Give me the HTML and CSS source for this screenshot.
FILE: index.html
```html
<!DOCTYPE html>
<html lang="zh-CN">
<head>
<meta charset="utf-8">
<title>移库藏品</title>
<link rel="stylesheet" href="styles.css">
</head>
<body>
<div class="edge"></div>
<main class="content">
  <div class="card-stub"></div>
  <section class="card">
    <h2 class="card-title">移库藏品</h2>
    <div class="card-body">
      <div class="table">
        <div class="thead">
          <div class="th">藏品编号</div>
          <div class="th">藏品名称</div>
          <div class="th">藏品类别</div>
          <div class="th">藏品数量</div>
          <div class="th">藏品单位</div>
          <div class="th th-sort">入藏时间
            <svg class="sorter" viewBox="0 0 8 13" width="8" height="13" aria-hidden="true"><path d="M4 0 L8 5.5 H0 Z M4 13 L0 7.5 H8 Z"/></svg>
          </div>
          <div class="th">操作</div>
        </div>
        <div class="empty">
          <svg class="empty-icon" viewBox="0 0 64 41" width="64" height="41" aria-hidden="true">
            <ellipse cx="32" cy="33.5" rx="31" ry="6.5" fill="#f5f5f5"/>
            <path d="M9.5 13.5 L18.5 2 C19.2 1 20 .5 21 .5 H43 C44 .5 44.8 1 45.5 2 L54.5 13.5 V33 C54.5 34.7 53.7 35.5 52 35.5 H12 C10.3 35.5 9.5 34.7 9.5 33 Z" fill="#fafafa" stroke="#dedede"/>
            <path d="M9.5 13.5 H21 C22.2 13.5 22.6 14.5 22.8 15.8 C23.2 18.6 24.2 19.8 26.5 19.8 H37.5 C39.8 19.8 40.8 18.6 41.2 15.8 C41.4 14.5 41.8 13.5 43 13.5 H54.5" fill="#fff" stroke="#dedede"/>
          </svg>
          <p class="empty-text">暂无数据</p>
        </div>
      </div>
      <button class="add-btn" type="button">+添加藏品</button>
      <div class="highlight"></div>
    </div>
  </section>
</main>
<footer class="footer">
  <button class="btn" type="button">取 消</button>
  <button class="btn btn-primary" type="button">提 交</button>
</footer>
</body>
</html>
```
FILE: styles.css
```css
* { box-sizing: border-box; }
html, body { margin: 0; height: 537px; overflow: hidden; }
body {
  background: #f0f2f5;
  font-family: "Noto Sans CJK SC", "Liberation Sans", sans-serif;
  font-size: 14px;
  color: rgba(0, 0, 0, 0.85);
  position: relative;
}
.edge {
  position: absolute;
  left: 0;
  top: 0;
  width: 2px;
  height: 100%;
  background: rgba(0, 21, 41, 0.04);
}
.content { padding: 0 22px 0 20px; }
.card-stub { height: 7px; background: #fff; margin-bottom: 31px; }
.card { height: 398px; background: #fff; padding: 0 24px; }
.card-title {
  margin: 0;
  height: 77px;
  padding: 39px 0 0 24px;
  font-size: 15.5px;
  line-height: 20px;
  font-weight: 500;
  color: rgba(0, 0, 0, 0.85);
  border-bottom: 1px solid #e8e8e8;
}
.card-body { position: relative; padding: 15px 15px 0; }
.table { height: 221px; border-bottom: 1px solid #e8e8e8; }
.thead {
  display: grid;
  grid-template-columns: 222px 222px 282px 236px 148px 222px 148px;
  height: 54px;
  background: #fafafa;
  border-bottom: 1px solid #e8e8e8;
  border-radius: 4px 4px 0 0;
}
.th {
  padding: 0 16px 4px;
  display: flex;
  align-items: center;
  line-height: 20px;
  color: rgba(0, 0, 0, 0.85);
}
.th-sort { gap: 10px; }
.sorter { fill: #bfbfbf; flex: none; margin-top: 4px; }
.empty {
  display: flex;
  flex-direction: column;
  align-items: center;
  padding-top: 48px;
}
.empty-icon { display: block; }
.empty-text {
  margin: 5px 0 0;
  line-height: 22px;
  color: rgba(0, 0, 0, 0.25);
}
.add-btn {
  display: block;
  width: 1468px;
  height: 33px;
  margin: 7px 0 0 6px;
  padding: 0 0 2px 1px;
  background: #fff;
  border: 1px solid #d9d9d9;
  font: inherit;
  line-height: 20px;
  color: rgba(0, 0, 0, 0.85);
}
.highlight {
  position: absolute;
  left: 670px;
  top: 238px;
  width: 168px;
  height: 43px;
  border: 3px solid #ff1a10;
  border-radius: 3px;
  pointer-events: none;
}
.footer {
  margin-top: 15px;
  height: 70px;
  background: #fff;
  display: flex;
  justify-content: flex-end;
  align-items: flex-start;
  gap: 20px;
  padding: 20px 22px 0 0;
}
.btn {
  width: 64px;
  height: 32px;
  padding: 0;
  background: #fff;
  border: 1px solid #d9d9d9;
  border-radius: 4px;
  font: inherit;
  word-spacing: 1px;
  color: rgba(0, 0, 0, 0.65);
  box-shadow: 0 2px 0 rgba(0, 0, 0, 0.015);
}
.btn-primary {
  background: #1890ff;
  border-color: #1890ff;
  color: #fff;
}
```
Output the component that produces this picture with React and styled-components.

__________________________________________________

**Task objective:** Extract the complete data, matching each line exactly.

**Solution below:**
Give me the HTML and CSS source for this screenshot.
FILE: index.html
```html
<!DOCTYPE html>
<html lang="zh-CN">
<head>
<meta charset="utf-8">
<title>移库藏品</title>
<link rel="stylesheet" href="styles.css">
</head>
<body>
<div class="edge"></div>
<main class="content">
  <div class="card-stub"></div>
  <section class="card">
    <h2 class="card-title">移库藏品</h2>
    <div class="card-body">
      <div class="table">
        <div class="thead">
          <div class="th">藏品编号</div>
          <div class="th">藏品名称</div>
          <div class="th">藏品类别</div>
          <div class="th">藏品数量</div>
          <div class="th">藏品单位</div>
          <div class="th th-sort">入藏时间
            <svg class="sorter" viewBox="0 0 8 13" width="8" height="13" aria-hidden="true"><path d="M4 0 L8 5.5 H0 Z M4 13 L0 7.5 H8 Z"/></svg>
          </div>
          <div class="th">操作</div>
        </div>
        <div class="empty">
          <svg class="empty-icon" viewBox="0 0 64 41" width="64" height="41" aria-hidden="true">
            <ellipse cx="32" cy="33.5" rx="31" ry="6.5" fill="#f5f5f5"/>
            <path d="M9.5 13.5 L18.5 2 C19.2 1 20 .5 21 .5 H43 C44 .5 44.8 1 45.5 2 L54.5 13.5 V33 C54.5 34.7 53.7 35.5 52 35.5 H12 C10.3 35.5 9.5 34.7 9.5 33 Z" fill="#fafafa" stroke="#dedede"/>
            <path d="M9.5 13.5 H21 C22.2 13.5 22.6 14.5 22.8 15.8 C23.2 18.6 24.2 19.8 26.5 19.8 H37.5 C39.8 19.8 40.8 18.6 41.2 15.8 C41.4 14.5 41.8 13.5 43 13.5 H54.5" fill="#fff" stroke="#dedede"/>
          </svg>
          <p class="empty-text">暂无数据</p>
        </div>
      </div>
      <button class="add-btn" type="button">+添加藏品</button>
      <div class="highlight"></div>
    </div>
  </section>
</main>
<footer class="footer">
  <button class="btn" type="button">取 消</button>
  <button class="btn btn-primary" type="button">提 交</button>
</footer>
</body>
</html>
```
FILE: styles.css
```css
* { box-sizing: border-box; }
html, body { margin: 0; height: 537px; overflow: hidden; }
body {
  background: #f0f2f5;
  font-family: "Noto Sans CJK SC", "Liberation Sans", sans-serif;
  font-size: 14px;
  color: rgba(0, 0, 0, 0.85);
  position: relative;
}
.edge {
  position: absolute;
  left: 0;
  top: 0;
  width: 2px;
  height: 100%;
  background: rgba(0, 21, 41, 0.04);
}
.content { padding: 0 22px 0 20px; }
.card-stub { height: 7px; background: #fff; margin-bottom: 31px; }
.card { height: 398px; background: #fff; padding: 0 24px; }
.card-title {
  margin: 0;
  height: 77px;
  padding: 39px 0 0 24px;
  font-size: 15.5px;
  line-height: 20px;
  font-weight: 500;
  color: rgba(0, 0, 0, 0.85);
  border-bottom: 1px solid #e8e8e8;
}
.card-body { position: relative; padding: 15px 15px 0; }
.table { height: 221px; border-bottom: 1px solid #e8e8e8; }
.thead {
  display: grid;
  grid-template-columns: 222px 222px 282px 236px 148px 222px 148px;
  height: 54px;
  background: #fafafa;
  border-bottom: 1px solid #e8e8e8;
  border-radius: 4px 4px 0 0;
}
.th {
  padding: 0 16px 4px;
  display: flex;
  align-items: center;
  line-height: 20px;
  color: rgba(0, 0, 0, 0.85);
}
.th-sort { gap: 10px; }
.sorter { fill: #bfbfbf; flex: none; margin-top: 4px; }
.empty {
  display: flex;
  flex-direction: column;
  align-items: center;
  padding-top: 48px;
}
.empty-icon { display: block; }
.empty-text {
  margin: 5px 0 0;
  line-height: 22px;
  color: rgba(0, 0, 0, 0.25);
}
.add-btn {
  display: block;
  width: 1468px;
  height: 33px;
  margin: 7px 0 0 6px;
  padding: 0 0 2px 1px;
  background: #fff;
  border: 1px solid #d9d9d9;
  font: inherit;
  line-height: 20px;
  color: rgba(0, 0, 0, 0.85);
}
.highlight {
  position: absolute;
  left: 670px;
  top: 238px;
  width: 168px;
  height: 43px;
  border: 3px solid #ff1a10;
  border-radius: 3px;
  pointer-events: none;
}
.footer {
  margin-top: 15px;
  height: 70px;
  background: #fff;
  display: flex;
  justify-content: flex-end;
  align-items: flex-start;
  gap: 20px;
  padding: 20px 22px 0 0;
}
.btn {
  width: 64px;
  height: 32px;
  padding: 0;
  background: #fff;
  border: 1px solid #d9d9d9;
  border-radius: 4px;
  font: inherit;
  word-spacing: 1px;
  color: rgba(0, 0, 0, 0.65);
  box-shadow: 0 2px 0 rgba(0, 0, 0, 0.015);
}
.btn-primary {
  background: #1890ff;
  border-color: #1890ff;
  color: #fff;
}
```
Output the component that produces this picture with React and styled-components.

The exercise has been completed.